Davies, Clare January 1999 (has links)
Digital maps of geographic areas are increasingly common in many types of workplace, in education and in the public domain. Their interactivity and visual features, and the complexity of geographic(al) information systems (GIS) which create, edit and manipulate them, create special cognitive demands on the end-user which are not present in traditional cartographic maps or in most human-computer interaction (HCI). This thesis reviews cross-disciplinary literature regarding cognitive aspects of viewing and interacting with digital maps. Data from an observational study of GIS use, including real-time recordings of normal workplace activities, was analysed using various approaches to examine the interactive and visual aspects of people's work. The implications for cartographic, psychological and HeI aspects of GIS are discussed, in the context of the actual tasks people perform with them (rather than the computationally advanced analyses assumed by most literature). The second phase of the research examined the spatial knowledge attained and used during this interaction.
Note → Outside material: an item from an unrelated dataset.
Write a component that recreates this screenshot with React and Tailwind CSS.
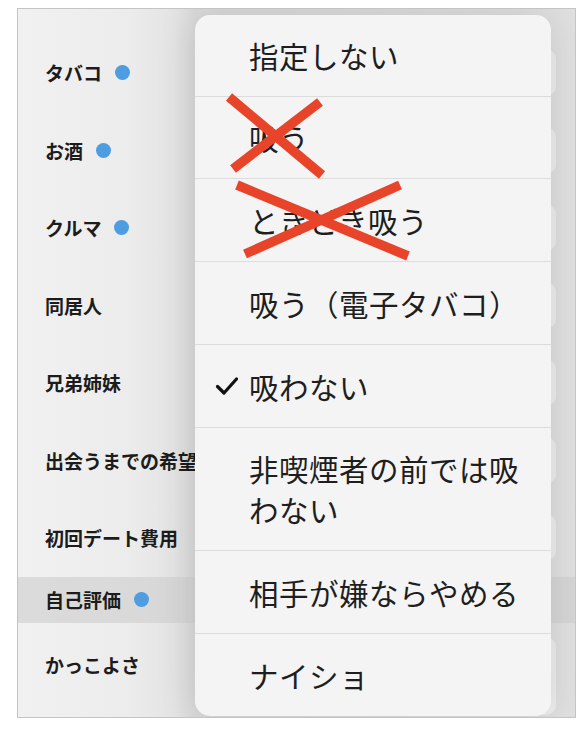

The relevance of specific concepts in cognitive psychology, and of factors that create individual differences in cognition, are discussed in depth, alongside work in environmental and educational psychology, cartography and geography. A controlled experiment examined the degree to which task characteristics induce a different spatial model or reference frame when viewing a digital map. It was shown that even novice users can switch between considering the map as an abstract geometric display or as a geographical representation, without affecting performance. However, tasks forcing subjects to focus entirely on the geometry rather than the geography did affect performance in a surprise post-test photograph identification task. Map users' mental model or reference frame is apparently affected by these task constraints; this has implications for GIS design and practice as well as for understanding spatial cognition The study also considered the role of expertise and other individual difference factors, although conclusions were limited by sample size. Further research issues are highlighted, particularly regarding the knowledge structures and spatial language used in interpreting digital maps.